Точно напротив входа у стены стояла статуя, не похожая на другие. Остальные скульптуры в этом святилище изображали людей, и только эта была статуей эордианской женщины. Такой же, как у других, капюшон, прикрывающий лицо — но под ним четырёхгубый квадратный рот, округлённый до «О» в скорбной гримасе; узкие глаза с приподнятыми и сильно заострёнными внешними уголками; нос — четыре отверстия на небольшой выпуклости.
Трёхпалые руки женщины были вытянуты вперёд, и в «лодочке» узких ладоней лежал младенец.

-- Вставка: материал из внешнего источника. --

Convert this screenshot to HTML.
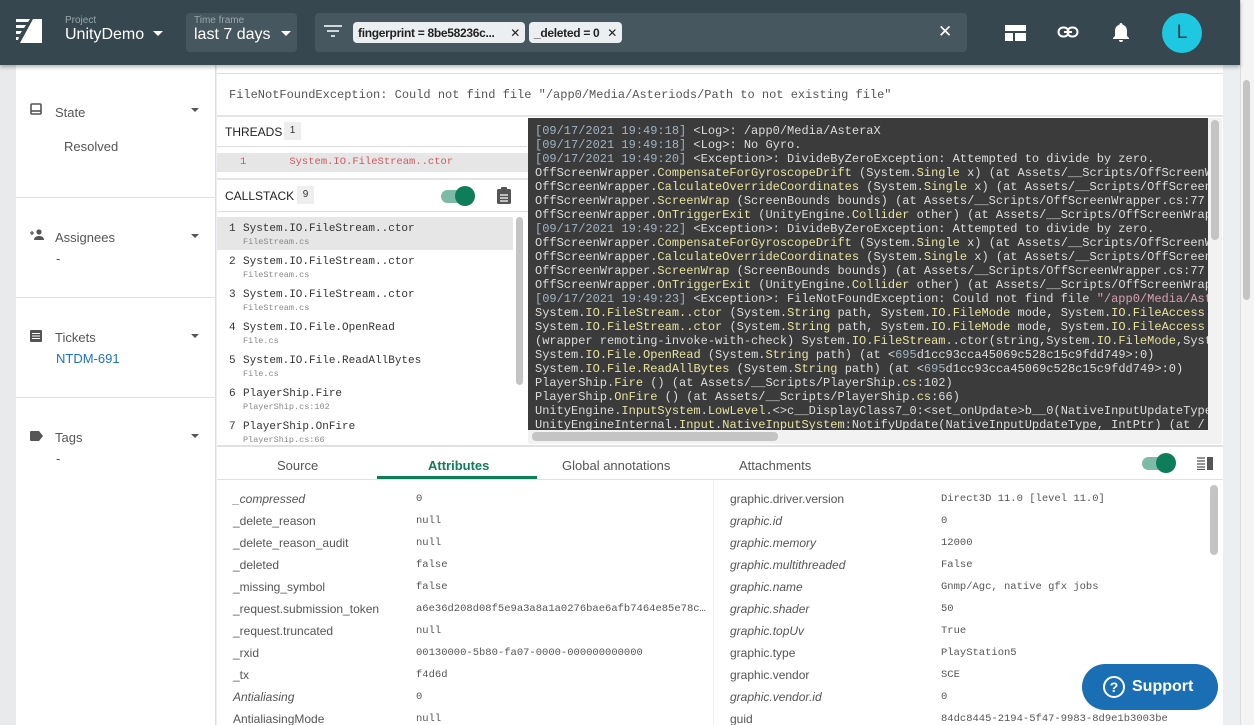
<!DOCTYPE html>
<html><head><meta charset="utf-8"><style>
*{box-sizing:border-box;margin:0;padding:0}
html{width:1254px;height:725px;overflow:hidden}
body{width:1254px;height:725px;overflow:hidden;background:#eceff1;font-family:"Liberation Sans",sans-serif;position:relative;color:#333}
.abs{position:absolute}
.hdr{left:0;top:0;width:1240px;height:65px;background:#37474f;box-shadow:0 2px 4px rgba(0,0,0,.3);z-index:5}
.mono{font-family:"Liberation Mono",monospace}
.chip{position:absolute;top:22px;height:21px;background:#eceff1;border-radius:4px;font-size:12px;font-weight:bold;color:#222;padding:4px 5px;letter-spacing:-.3px;white-space:nowrap}
.left{left:16px;top:65px;width:200px;height:660px;background:#fff;border-right:1px solid #ddd}
.sec{position:absolute;left:0;width:200px;border-bottom:1px solid #e0e0e0}
.sec .t{position:absolute;left:39px;font-size:13px;color:#555}
.sec .v{position:absolute;left:48px;font-size:13px;color:#555}
.caret{position:absolute;left:175px;width:0;height:0;border-left:4px solid transparent;border-right:4px solid transparent;border-top:4px solid #555}
.log{left:528px;top:118px;width:680px;height:312px;background:#3b3b3b;font-size:12px;line-height:14px;color:#ddd;white-space:pre;overflow:hidden;padding:6px 0 0 7px}
.log .y{color:#e8e3a0}.log .b{color:#9fb4c4}.log .p{color:#d9a0b4}
.cs{position:absolute;left:0;width:296px;height:33px;font-size:11px;color:#333;white-space:nowrap}
.cs .n{position:absolute;left:12px;top:6px}
.cs .f{position:absolute;left:26px;top:6px}
.cs .s{position:absolute;left:26px;top:20px;font-size:8.5px;color:#888}
.row{position:absolute;height:22px;font-size:12px;color:#555;white-space:nowrap;width:480px}
.row .k{position:absolute;left:0}
.row .val{position:absolute;font-family:"Liberation Mono",monospace;font-size:10.5px;color:#555;top:1px;white-space:nowrap}
.tab{position:absolute;top:458px;font-size:13px;color:#555}
</style></head><body>
<div class="abs" style="left:0;top:0;width:16px;height:725px;background:#e8eaec"></div>
<div class="abs hdr">
 <svg class="abs" style="left:16px;top:18px" width="26" height="26" viewBox="0 0 26 26"><path d="M0 1h14l-2 3H0zM0 7h10l-2 3H0zM0 13h6l-2 3H0zM0 19h3l-1 3H0zM17 1h9v24H4z" fill="#fff"/></svg>
 <div class="abs" style="left:65px;top:15px;font-size:10px;color:#9aa7ad">Project</div>
 <div class="abs" style="left:65px;top:26px;font-size:16px;color:#fff">UnityDemo</div>
 <div class="abs" style="left:153px;top:31px;border-left:5px solid transparent;border-right:5px solid transparent;border-top:5px solid #fff"></div>
 <div class="abs" style="left:186px;top:13px;width:111px;height:39px;background:#47575f;border-radius:4px"></div>
 <div class="abs" style="left:194px;top:15px;font-size:10px;color:#9aa7ad">Time frame</div>
 <div class="abs" style="left:194px;top:26px;font-size:16px;color:#fff">last 7 days</div>
 <div class="abs" style="left:281px;top:31px;border-left:5px solid transparent;border-right:5px solid transparent;border-top:5px solid #fff"></div>
 <div class="abs" style="left:315px;top:13px;width:652px;height:39px;background:#47575f;border-radius:4px"></div>
 <svg class="abs" style="left:324px;top:24px" width="18" height="16"><path d="M0 2h18M3 7h12M7 12h4" stroke="#cfd8dc" stroke-width="2"/></svg>
 <div class="chip" style="left:353px;width:172px">fingerprint = 8be58236c...<span style="position:absolute;right:5px;font-weight:normal">✕</span></div>
 <div class="chip" style="left:529px;width:93px">_deleted = 0<span style="position:absolute;right:5px;font-weight:normal">✕</span></div>
 <div class="abs" style="left:938px;top:22px;color:#fff;font-size:17px">✕</div>
 <svg class="abs" style="left:1005px;top:25px" width="21" height="16"><path d="M0 0h21v6H0zM0 8h8v8H0zM10 8h11v8H10z" fill="#fff"/></svg>
 <svg class="abs" style="left:1057px;top:25px" width="22" height="14"><rect x="1.5" y="2.5" width="10" height="9" rx="4.5" fill="none" stroke="#fff" stroke-width="2"/><rect x="10.5" y="2.5" width="10" height="9" rx="4.5" fill="none" stroke="#fff" stroke-width="2"/><path d="M7 7h8" stroke="#fff" stroke-width="2"/></svg>
 <svg class="abs" style="left:1112px;top:22px" width="18" height="21"><path d="M9 1c1 0 1.5.7 1.5 1.6C13.5 3.5 15 6 15 9v5l2 2v1H1v-1l2-2V9c0-3 1.5-5.5 4.5-6.4C7.5 1.7 8 1 9 1zM7 18h4a2 2 0 0 1-4 0z" fill="#fff"/></svg>
 <div class="abs" style="left:1162px;top:13px;width:40px;height:40px;border-radius:50%;background:#1ec8e0;color:#2a3b44;font-size:19px;text-align:center;line-height:40px">L</div>
</div>
<div class="abs" style="left:1240px;top:0;width:14px;height:725px;background:#f4f4f4;border-left:1px solid #ddd"></div>
<div class="abs" style="left:1243px;top:80px;width:7px;height:220px;background:#c4c4c4;border-radius:4px"></div>

<div class="abs left">
 <div class="sec" style="top:0;height:133px">
  <svg class="abs" style="left:14px;top:38px" width="12" height="12"><rect x="1" y="1" width="10" height="10" rx="1" fill="none" stroke="#555" stroke-width="1.6"/><path d="M1 8h10" stroke="#555" stroke-width="1.6"/></svg>
  <div class="t" style="top:40px">State</div><div class="caret" style="top:43px"></div>
  <div class="v" style="top:74px">Resolved</div>
 </div>
 <div class="sec" style="top:133px;height:100px">
  <svg class="abs" style="left:14px;top:31px" width="14" height="12"><path d="M0 4h4M2 2v4" stroke="#555" stroke-width="1.3"/><circle cx="9" cy="3" r="2.6" fill="#555"/><path d="M4 11c0-3 2.5-4 5-4s5 1 5 4z" fill="#555"/></svg>
  <div class="t" style="top:32px">Assignees</div><div class="caret" style="top:36px"></div>
  <div class="v" style="top:53px;left:40px">-</div>
 </div>
 <div class="sec" style="top:233px;height:100px">
  <svg class="abs" style="left:14px;top:32px" width="12" height="12"><rect x="0" y="0" width="12" height="12" rx="1" fill="#555"/><path d="M2 3.5h8M2 6h8M2 8.5h8" stroke="#fff" stroke-width="1"/></svg>
  <div class="t" style="top:32px">Tickets</div><div class="caret" style="top:36px"></div>
  <div class="v" style="top:53px;left:40px;color:#1a73c4;font-size:13px">NTDM-691</div>
 </div>
 <div class="sec" style="top:333px;height:100px;border:none">
  <svg class="abs" style="left:14px;top:33px" width="13" height="10"><path d="M0 1a1 1 0 0 1 1-1h8l4 5-4 5H1a1 1 0 0 1-1-1z" fill="#555"/></svg>
  <div class="t" style="top:32px">Tags</div><div class="caret" style="top:36px"></div>
  <div class="v" style="top:53px;left:40px">-</div>
 </div>
</div>

<div class="abs" style="left:217px;top:65px;width:1006px;height:660px;background:#fff"></div>
<div class="abs" style="left:217px;top:73px;width:1006px;height:1px;background:#ddd"></div>
<div class="abs mono" style="left:229px;top:88px;font-size:12px;color:#555;white-space:nowrap">FileNotFoundException: Could not find file "/app0/Media/Asteriods/Path to not existing file"</div>
<div class="abs" style="left:217px;top:115px;width:1006px;height:2px;background:#e4e4e4"></div>

<div class="abs" style="left:225px;top:125px;font-size:12px;color:#222">THREADS</div>
<div class="abs" style="left:284px;top:122px;width:17px;height:18px;background:#eee;font-size:10px;text-align:center;line-height:18px">1</div>
<div class="abs" style="left:217px;top:146px;width:310px;height:1px;background:#ddd"></div>
<div class="abs mono" style="left:217px;top:153px;width:311px;height:19px;background:#e6e6e6;font-size:10.5px;color:#d2585e;line-height:19px;white-space:nowrap"><span style="margin-left:23px">1</span><span style="margin-left:43px">System.IO.FileStream..ctor</span></div>
<div class="abs" style="left:217px;top:178px;width:311px;height:2px;background:#e4e4e4"></div>
<div class="abs" style="left:225px;top:189px;font-size:12px;color:#222">CALLSTACK</div>
<div class="abs" style="left:297px;top:186px;width:17px;height:18px;background:#eee;font-size:10px;text-align:center;line-height:18px">9</div>
<div class="abs" style="left:441px;top:190px;width:30px;height:13px;border-radius:7px;background:#7dbba6"></div>
<div class="abs" style="left:455px;top:186px;width:20px;height:20px;border-radius:50%;background:#0e7d5a"></div>
<svg class="abs" style="left:497px;top:187px" width="14" height="17"><rect x="0" y="2" width="14" height="15" rx="1.5" fill="#555"/><rect x="4" y="0" width="6" height="4" rx="1" fill="#555"/><path d="M3 8h8M3 11h8M3 14h8" stroke="#fff" stroke-width="1.2"/></svg>
<div class="abs" style="left:217px;top:211px;width:311px;height:1px;background:#ddd"></div>
<div class="abs mono" style="left:217px;top:217px;width:296px;height:227px;overflow:hidden">
 <div class="cs" style="top:0;background:#e6e6e6"><span class="n">1</span><span class="f">System.IO.FileStream..ctor</span><span class="s">FileStream.cs</span></div>
 <div class="cs" style="top:33px"><span class="n">2</span><span class="f">System.IO.FileStream..ctor</span><span class="s">FileStream.cs</span></div>
 <div class="cs" style="top:66px"><span class="n">3</span><span class="f">System.IO.FileStream..ctor</span><span class="s">FileStream.cs</span></div>
 <div class="cs" style="top:99px"><span class="n">4</span><span class="f">System.IO.File.OpenRead</span><span class="s">File.cs</span></div>
 <div class="cs" style="top:132px"><span class="n">5</span><span class="f">System.IO.File.ReadAllBytes</span><span class="s">File.cs</span></div>
 <div class="cs" style="top:165px"><span class="n">6</span><span class="f">PlayerShip.Fire</span><span class="s">PlayerShip.cs:102</span></div>
 <div class="cs" style="top:198px"><span class="n">7</span><span class="f">PlayerShip.OnFire</span><span class="s">PlayerShip.cs:66</span></div>
</div>
<div class="abs" style="left:516px;top:217px;width:7px;height:168px;background:#c4c4c4;border-radius:4px"></div>

<div class="abs log mono"><span class="b">[09/17/2021 19:49:18]</span> &lt;Log&gt;: /app0/Media/AsteraX
<span class="b">[09/17/2021 19:49:18]</span> &lt;Log&gt;: No Gyro.
<span class="b">[09/17/2021 19:49:20]</span> &lt;Exception&gt;: DivideByZeroException: Attempted to divide by zero.
OffScreenWrapper.<span class="y">CompensateForGyroscopeDrift</span> (System.<span class="y">Single</span> x) (at Assets/__Scripts/OffScreenWrapper
OffScreenWrapper.<span class="y">CalculateOverrideCoordinates</span> (System.<span class="y">Single</span> x) (at Assets/__Scripts/OffScreenWrapper
OffScreenWrapper.<span class="y">ScreenWrap</span> (ScreenBounds bounds) (at Assets/__Scripts/OffScreenWrapper.cs:77
OffScreenWrapper.<span class="y">OnTriggerExit</span> (UnityEngine.<span class="y">Collider</span> other) (at Assets/__Scripts/OffScreenWrapper
<span class="b">[09/17/2021 19:49:22]</span> &lt;Exception&gt;: DivideByZeroException: Attempted to divide by zero.
OffScreenWrapper.<span class="y">CompensateForGyroscopeDrift</span> (System.<span class="y">Single</span> x) (at Assets/__Scripts/OffScreenWrapper
OffScreenWrapper.<span class="y">CalculateOverrideCoordinates</span> (System.<span class="y">Single</span> x) (at Assets/__Scripts/OffScreenWrapper
OffScreenWrapper.<span class="y">ScreenWrap</span> (ScreenBounds bounds) (at Assets/__Scripts/OffScreenWrapper.cs:77
OffScreenWrapper.<span class="y">OnTriggerExit</span> (UnityEngine.<span class="y">Collider</span> other) (at Assets/__Scripts/OffScreenWrapper
<span class="b">[09/17/2021 19:49:23]</span> &lt;Exception&gt;: FileNotFoundException: Could not find file <span class="p">"/app0/Media/AsteraX</span>
System.<span class="y">IO</span>.<span class="y">FileStream..ctor</span> (System.<span class="y">String</span> path, System.<span class="y">IO</span>.<span class="y">FileMode</span> mode, System.<span class="y">IO</span>.<span class="y">FileAccess</span>
System.<span class="y">IO</span>.<span class="y">FileStream..ctor</span> (System.<span class="y">String</span> path, System.<span class="y">IO</span>.<span class="y">FileMode</span> mode, System.<span class="y">IO</span>.<span class="y">FileAccess</span>
(wrapper remoting-invoke-with-check) System.<span class="y">IO</span>.<span class="y">FileStream</span>..ctor(string,System.<span class="y">IO</span>.<span class="y">FileMode</span>,System
System.<span class="y">IO</span>.<span class="y">File</span>.<span class="y">OpenRead</span> (System.<span class="y">String</span> path) (at &lt;<span class="b">695</span>d1cc93cca45069c528c15c9fdd749&gt;:0)
System.<span class="y">IO</span>.<span class="y">File</span>.<span class="y">ReadAllBytes</span> (System.<span class="y">String</span> path) (at &lt;<span class="b">695</span>d1cc93cca45069c528c15c9fdd749&gt;:0)
PlayerShip.<span class="y">Fire</span> () (at Assets/__Scripts/PlayerShip.<span class="y">cs</span>:102)
PlayerShip.<span class="y">OnFire</span> () (at Assets/__Scripts/PlayerShip.<span class="y">cs</span>:66)
UnityEngine.<span class="y">InputSystem</span>.<span class="y">LowLevel</span>.&lt;&gt;c__DisplayClass7_0:&lt;set_onUpdate&gt;b__0(NativeInputUpdateType
UnityEngineInternal.<span class="y">Input</span>.<span class="y">NativeInputSystem</span>:NotifyUpdate(NativeInputUpdateType, IntPtr) (at /
</div>
<div class="abs" style="left:1208px;top:118px;width:14px;height:326px;background:#f2f2f2"></div>
<div class="abs" style="left:1211px;top:120px;width:8px;height:120px;background:#c4c4c4;border-radius:4px"></div>
<div class="abs" style="left:528px;top:430px;width:680px;height:14px;background:#f2f2f2"></div>
<div class="abs" style="left:532px;top:432px;width:246px;height:9px;background:#c4c4c4;border-radius:4px"></div>

<div class="abs" style="left:217px;top:445px;width:1006px;height:2px;background:#e0e0e0"></div>
<div class="tab" style="left:277px">Source</div>
<div class="tab" style="left:428px;color:#0e7d5a;font-weight:bold">Attributes</div>
<div class="tab" style="left:562px">Global annotations</div>
<div class="tab" style="left:739px">Attachments</div>
<div class="abs" style="left:377px;top:476px;width:160px;height:3px;background:#0e7d5a"></div>
<div class="abs" style="left:217px;top:479px;width:1006px;height:1px;background:#e0e0e0"></div>
<div class="abs" style="left:1142px;top:457px;width:30px;height:13px;border-radius:7px;background:#7dbba6"></div>
<div class="abs" style="left:1156px;top:453px;width:20px;height:20px;border-radius:50%;background:#0e7d5a"></div>
<svg class="abs" style="left:1197px;top:457px" width="16" height="13"><path d="M0 1h8M0 4h8M0 7h8M0 10h8M0 12.5h8" stroke="#555" stroke-width="1.3"/><rect x="10" y="0" width="6" height="13" fill="#555"/></svg>
<div class="abs" style="left:713px;top:480px;width:1px;height:245px;background:#eee"></div>

<div class="abs" style="left:233px;top:492px">
 <div class="row" style="top:0"><i class="k">_compressed</i><span class="val" style="left:183px">0</span></div>
 <div class="row" style="top:22px"><span class="k">_delete_reason</span><span class="val" style="left:183px">null</span></div>
 <div class="row" style="top:44px"><span class="k">_delete_reason_audit</span><span class="val" style="left:183px">null</span></div>
 <div class="row" style="top:66px"><span class="k">_deleted</span><span class="val" style="left:183px">false</span></div>
 <div class="row" style="top:88px"><span class="k">_missing_symbol</span><span class="val" style="left:183px">false</span></div>
 <div class="row" style="top:110px"><span class="k">_request.submission_token</span><span class="val" style="left:183px">a6e36d208d08f5e9a3a8a1a0276bae6afb7464e85e78c…</span></div>
 <div class="row" style="top:132px"><span class="k">_request.truncated</span><span class="val" style="left:183px">null</span></div>
 <div class="row" style="top:154px"><span class="k">_rxid</span><span class="val" style="left:183px">00130000-5b80-fa07-0000-000000000000</span></div>
 <div class="row" style="top:176px"><span class="k">_tx</span><span class="val" style="left:183px">f4d6d</span></div>
 <div class="row" style="top:198px"><i class="k">Antialiasing</i><span class="val" style="left:183px">0</span></div>
 <div class="row" style="top:220px"><span class="k">AntialiasingMode</span><span class="val" style="left:183px">null</span></div>
</div>
<div class="abs" style="left:730px;top:492px">
 <div class="row" style="top:0"><span class="k">graphic.driver.version</span><span class="val" style="left:211px">Direct3D 11.0 [level 11.0]</span></div>
 <div class="row" style="top:22px"><i class="k">graphic.id</i><span class="val" style="left:211px">0</span></div>
 <div class="row" style="top:44px"><i class="k">graphic.memory</i><span class="val" style="left:211px">12000</span></div>
 <div class="row" style="top:66px"><i class="k">graphic.multithreaded</i><span class="val" style="left:211px">False</span></div>
 <div class="row" style="top:88px"><i class="k">graphic.name</i><span class="val" style="left:211px">Gnmp/Agc, native gfx jobs</span></div>
 <div class="row" style="top:110px"><i class="k">graphic.shader</i><span class="val" style="left:211px">50</span></div>
 <div class="row" style="top:132px"><i class="k">graphic.topUv</i><span class="val" style="left:211px">True</span></div>
 <div class="row" style="top:154px"><span class="k">graphic.type</span><span class="val" style="left:211px">PlayStation5</span></div>
 <div class="row" style="top:176px"><span class="k">graphic.vendor</span><span class="val" style="left:211px">SCE</span></div>
 <div class="row" style="top:198px"><i class="k">graphic.vendor.id</i><span class="val" style="left:211px">0</span></div>
 <div class="row" style="top:220px"><span class="k">guid</span><span class="val" style="left:211px">84dc8445-2194-5f47-9983-8d9e1b3003be</span></div>
</div>
<div class="abs" style="left:1210px;top:485px;width:8px;height:70px;background:#c4c4c4;border-radius:4px"></div>

<div class="abs" style="left:1082px;top:664px;width:136px;height:46px;border-radius:23px;background:#1a6fb4;color:#fff;font-weight:bold;font-size:16px;line-height:46px;padding-left:50px;white-space:nowrap">Support</div>
<div class="abs" style="left:1103px;top:676px;width:22px;height:22px;border-radius:50%;border:2px solid #fff;color:#fff;font-size:14px;font-weight:bold;text-align:center;line-height:18px">?</div>
</body></html>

Точнее, фигурка младенца, намертво приковавшая к себе взгляд Пауля.
Кроваво-красная — будто прозрачный стеклянный сосуд в форме ребёнка, наполненный свежей, ещё горячей артериальной человеческой кровью.
Пауль машинально протянул к фигурке руку.
Сердце подпрыгнуло к горлу и замерло, будто он спускался на скоростном лифте… А может, даже падал в сорвавшемся лифте…
Голубой свет стал режуще-белым, как в операционной, затем сгустился до ослепляющей синевы. Барабанные перепонки болезненно вдавило. Сердце заныло, голова налилась свинцом. Замутило, резко подскочил пульс, сердце время от времени словно бы спотыкалось и пропускало удары.
Инфразвук?
Пауль схватил фигурку, развернулся и бросился к выходу. Только чудом не сшибив ни одного канделябра, обогнул центральный алтарь и, уже ничего не видя, наугад побежал вперёд.
В голове постепенно прояснялось, и наконец он рискнул остановиться и оглянуться назад. От святилища он отбежал шагов на двести, из щели между полуоткрытыми створками дверей выбивались жёсткие голубые лучи, освещающие начало коридора, но, судя по всему, преследовать Пауля невидимые стражи не собирались.